Let $$[t]$$ denote the greatest integer less than or equal to $$t$$. Let $$f : [0, \infty) \rightarrow \mathbb{R}$$ be a function defined by $$f(x) = \left[\frac{x}{2} + 3\right] - [\sqrt{x}]$$. Let $$S$$ be the set of all points in the interval $$[0, 8]$$ at which $$f$$ is not continuous. Then $$\sum_{a \in S} a$$ is equal to ___________

We need to find the sum of all points in $$[0, 8]$$ where $$f(x) = [x/2 + 3] - [\sqrt{x}]$$ is discontinuous, where $$[t]$$ is the greatest integer function.

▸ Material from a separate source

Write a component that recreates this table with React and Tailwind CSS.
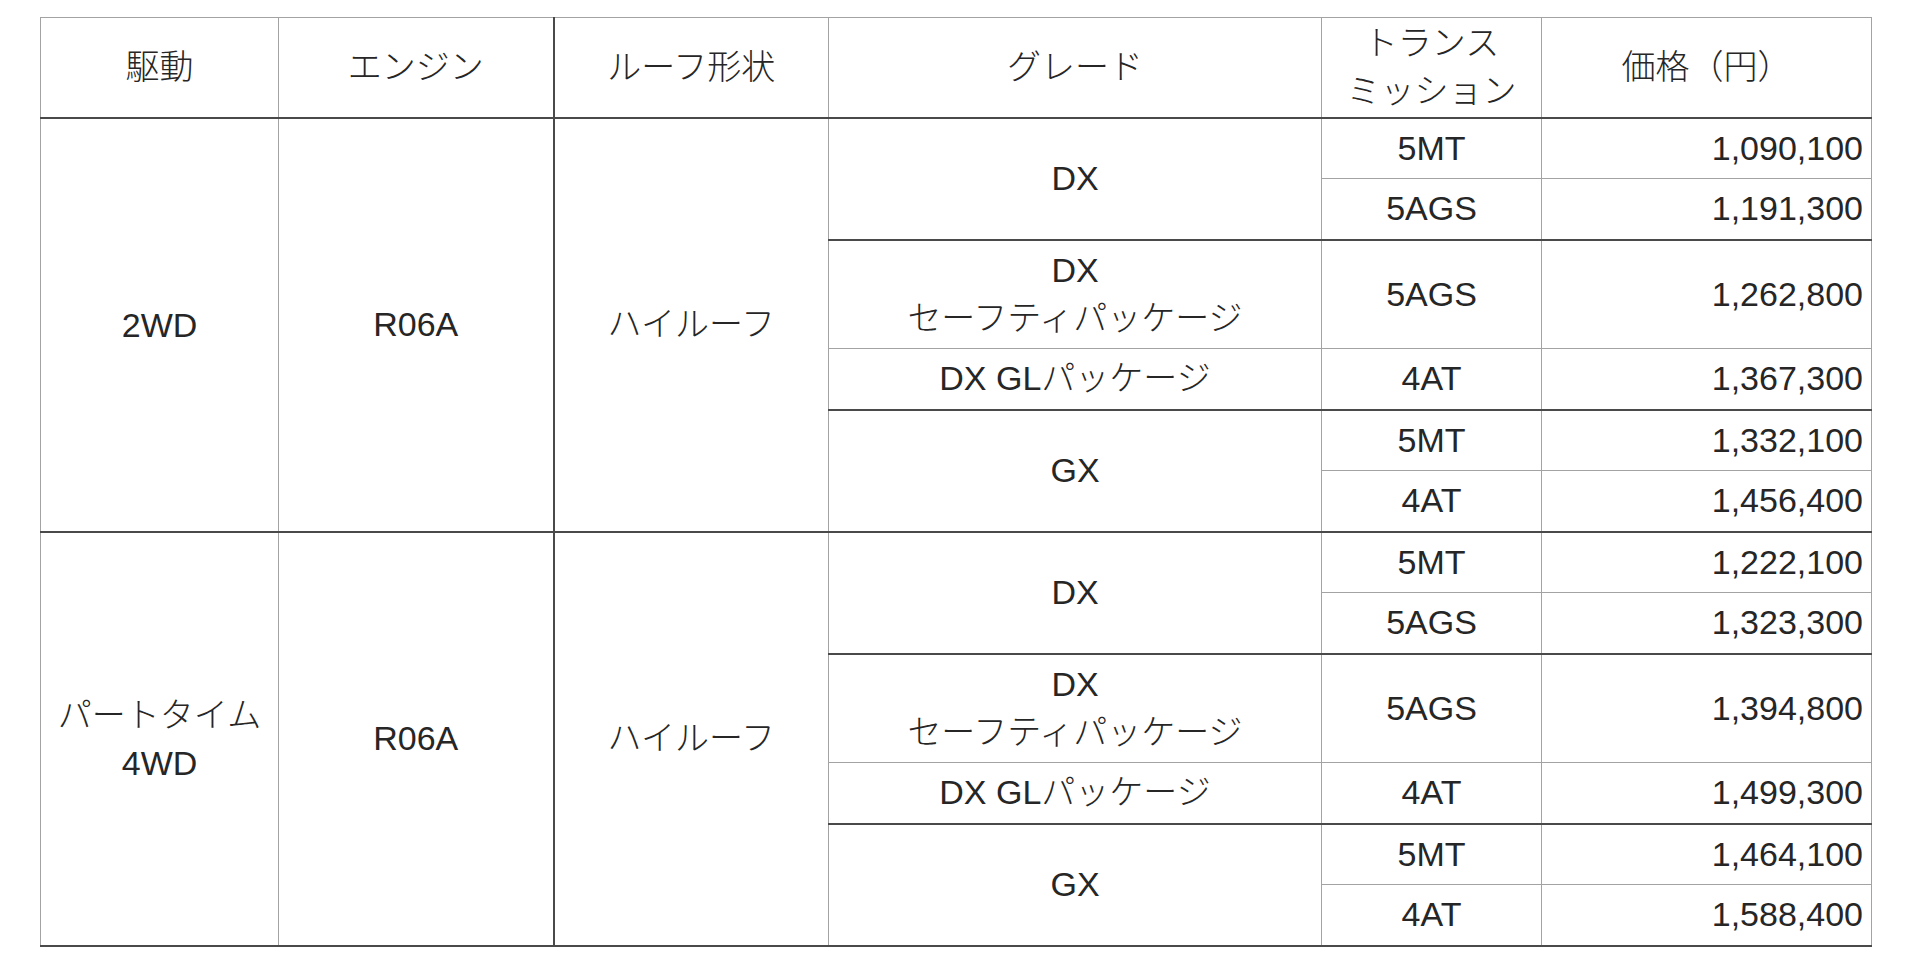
import React from "react";

const FONT = { fontFamily: '"Liberation Sans", "Noto Sans CJK JP", sans-serif' };

const blocks = [
  {
    drive: ["2WD"],
    prices: ["1,090,100", "1,191,300", "1,262,800", "1,367,300", "1,332,100", "1,456,400"],
  },
  {
    drive: ["パートタイム", "4WD"],
    prices: ["1,222,100", "1,323,300", "1,394,800", "1,499,300", "1,464,100", "1,588,400"],
  },
];

const base = "border border-[#a3a3a3] text-center align-middle p-0";
const price = "border border-[#a3a3a3] text-right align-middle pr-[8px] pl-0 py-0";

function Block({ b, first, last }) {
  const top = first ? "" : " border-t-2 border-t-[#4a4a4a]";
  const bot = last ? " border-b-2 border-b-[#4a4a4a]" : "";
  const thickT = " border-t-2 border-t-[#4a4a4a]";
  return (
    <>
      <tr className="h-[61px]">
        <td rowSpan={6} className={base + top + bot}>
          {b.drive.map((d, i) => (
            <div key={i} className="leading-[48px]">{d}</div>
          ))}
        </td>
        <td rowSpan={6} className={base + top + bot}>R06A</td>
        <td rowSpan={6} className={base + top + bot + " border-l-2 border-l-[#4a4a4a]"}>ハイルーフ</td>
        <td rowSpan={2} className={base + thickT}>DX</td>
        <td className={base + thickT}>5MT</td>
        <td className={price + thickT}>{b.prices[0]}</td>
      </tr>
      <tr className="h-[61px]">
        <td className={base}>5AGS</td>
        <td className={price}>{b.prices[1]}</td>
      </tr>
      <tr className="h-[109px]">
        <td className={base + thickT}>
          <div className="leading-[48px]">DX</div>
          <div className="leading-[48px]">セーフティパッケージ</div>
        </td>
        <td className={base + thickT}>5AGS</td>
        <td className={price + thickT}>{b.prices[2]}</td>
      </tr>
      <tr className="h-[61px]">
        <td className={base}>DX GLパッケージ</td>
        <td className={base}>4AT</td>
        <td className={price}>{b.prices[3]}</td>
      </tr>
      <tr className="h-[61px]">
        <td rowSpan={2} className={base + thickT + bot}>GX</td>
        <td className={base + thickT}>5MT</td>
        <td className={price + thickT}>{b.prices[4]}</td>
      </tr>
      <tr className="h-[61px]">
        <td className={base + bot}>4AT</td>
        <td className={price + bot}>{b.prices[5]}</td>
      </tr>
    </>
  );
}

export default function App() {
  const h = "border border-[#a3a3a3] border-b-2 border-b-[#4a4a4a] text-center align-middle p-0 font-light";
  return (
    <div className="min-h-screen w-full bg-white pt-[17px] pl-[40px]" style={FONT}>
      <table className="table-fixed border-collapse w-[1831px] text-[34px] font-light text-[#262626]">
        <colgroup>
          <col className="w-[238px]" />
          <col className="w-[275px]" />
          <col className="w-[275px]" />
          <col className="w-[493px]" />
          <col className="w-[220px]" />
          <col className="w-[330px]" />
        </colgroup>
        <thead>
          <tr className="h-[100px]">
            <th className={h}>駆動</th>
            <th className={h}>エンジン</th>
            <th className={h + " border-l-2 border-l-[#4a4a4a]"}>ルーフ形状</th>
            <th className={h}>グレード</th>
            <th className={h}>
              <div className="leading-[48px]">トランス</div>
              <div className="leading-[48px]">ミッション</div>
            </th>
            <th className={h}>価格（円）</th>
          </tr>
        </thead>
        <tbody>
          {blocks.map((b, i) => (
            <Block key={i} b={b} first={i === 0} last={i === blocks.length - 1} />
          ))}
        </tbody>
      </table>
    </div>
  );
}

The function $$[x/2 + 3]$$ is discontinuous when $$x/2 + 3$$ is an integer, i.e., $$x/2$$ is an integer, which gives $$x = 0, 2, 4, 6, 8$$.

The function $$[\sqrt{x}]$$ is discontinuous when $$\sqrt{x}$$ is an integer, i.e., $$x = 0, 1, 4$$ (in $$[0,8]$$, we have $$\sqrt{x} = 0, 1, 2$$ at $$x = 0, 1, 4$$; at $$9$$, $$\sqrt{x} = 3$$ but $$9 > 8$$).

Potential discontinuity points of $$f = [x/2 + 3] - [\sqrt{x}]$$ are the union $$\{0, 1, 2, 4, 6, 8\}$$, though some discontinuities may cancel.

At $$x = 0$$ (the left endpoint), we check right continuity. We have $$f(0) = [3] - [0] = 3$$, and as $$x \to 0^+$$, $$f = [x/2 + 3] - [\sqrt{x}] = 3 - 0 = 3$$, so $$f$$ is continuous from the right at 0.

At $$x = 1$$, near the left we get $$f(1^-) = [3 + \epsilon] - [1 - \epsilon] = 3 - 0 = 3$$. At $$x = 1$$, $$f(1) = [3.5] - [1] = 3 - 1 = 2$$, so a jump occurs and $$f$$ is discontinuous at 1.

At $$x = 2$$, $$f(2^-) = [4 - \epsilon] - [\sqrt{2 - \epsilon}] = 3 - 1 = 2$$, while $$f(2) = [4] - [\sqrt{2}] = 4 - 1 = 3$$, so there is a jump and $$f$$ is discontinuous at 2.

At $$x = 4$$, we calculate carefully: $$f(4) = [4/2 + 3] - [\sqrt{4}] = [5] - [2] = 5 - 2 = 3$$. The left-hand limit is $$f(4^-) = [2 - \epsilon + 3] - [\sqrt{4 - \epsilon}] = [5 - \epsilon] - [2 - \delta] = 4 - 1 = 3$$, and the right-hand limit is $$f(4^+) = [2 + \epsilon + 3] - [\sqrt{4 + \epsilon}] = [5 + \epsilon] - [2 + \delta] = 5 - 2 = 3$$. Since both one-sided limits equal $$f(4)$$, the discontinuities cancel and $$f$$ is continuous at 4.

At $$x = 6$$, $$f(6^-) = [6 - \epsilon] - [\sqrt{6 - \epsilon}] = 5 - 2 = 3$$, while $$f(6) = [6] - [\sqrt{6}] = 6 - 2 = 4$$, so a jump occurs and $$f$$ is discontinuous at 6.

At $$x = 8$$, $$f(8^-) = [7 - \epsilon] - [\sqrt{8 - \epsilon}] = 6 - 2 = 4$$ and $$f(8) = [7] - [2\sqrt{2}] = 7 - 2 = 5$$, so $$f$$ is discontinuous at 8.

Thus the discontinuity points in $$[0,8]$$ are $$\{1,2,6,8\}$$, and their sum is $$1 + 2 + 6 + 8 = 17$$, which is the final answer.